In that attack, Al-Shabaab militants separated non-Muslim workers from their Muslim counterparts and killed them.
Mohamud is Kenyan and has three wives and three siblings, including two with links to Al-Shabaab, the document says.
He's from a clan, the Ogaden, that has a heavy presence in Kenya and Somalia, Hansen said.
"The borders historically have been meaningless to them," he said.
CNN exclusive: Exposing smuggler routes across the Somalia-Kenya border

Government official's son suspected

On Sunday, Kenya's Interior Ministry identified another terrorist involved in the Garissa University College attack as Abdirahim Abdullahi.
Abdullahi's father, Abdullahi Daqare, a government chief in Mandera in northern Kenya, told CNN that his son was missing.
Daqare is a Kenyan Somali, he said.
His son graduated in 2013 from Nairobi University law school and worked for a bank for two months before he went missing, Daqare said in a phone interview.
"I have received reports from people who found information (on) the Internet that my son was one of the terrorists," Daqare said. "I previously told the government that the son is missing. I sought their help to find the whereabouts of my son."
He added that the two had not been in contact since his son disappeared. Daqare said he had "really given up on him."

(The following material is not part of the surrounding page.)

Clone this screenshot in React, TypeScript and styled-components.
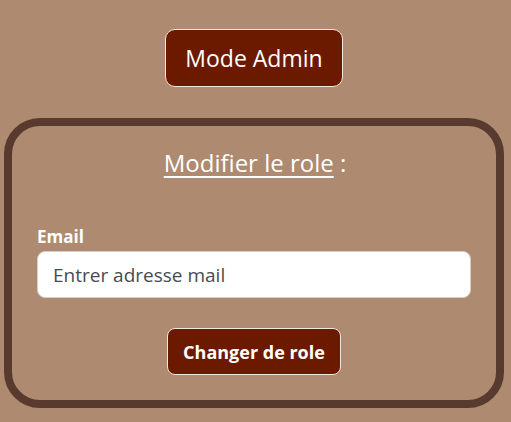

'Where are you, my children?'

On Sunday, families of some of the more than 147 people slain at Garissa University College left a mortuary in Nairobi after identifying the bodies of their loved ones.
One woman almost had to be carried out.
"Why? Why? Where are you, my children?" she wailed.
Across Garissa, there was a sense of fear, foreboding and grief.
The news agency Reuters videotaped a man holding his daughter's hand at a church as military patrols and security officials searched people. A church member told the agency, "Nowhere is safe, but here in church you can come, you be with God and then you just console yourself."
Three days of national mourning for victims of the attack, declared by Kenyan President Uhuru Kenyatta, began Sunday.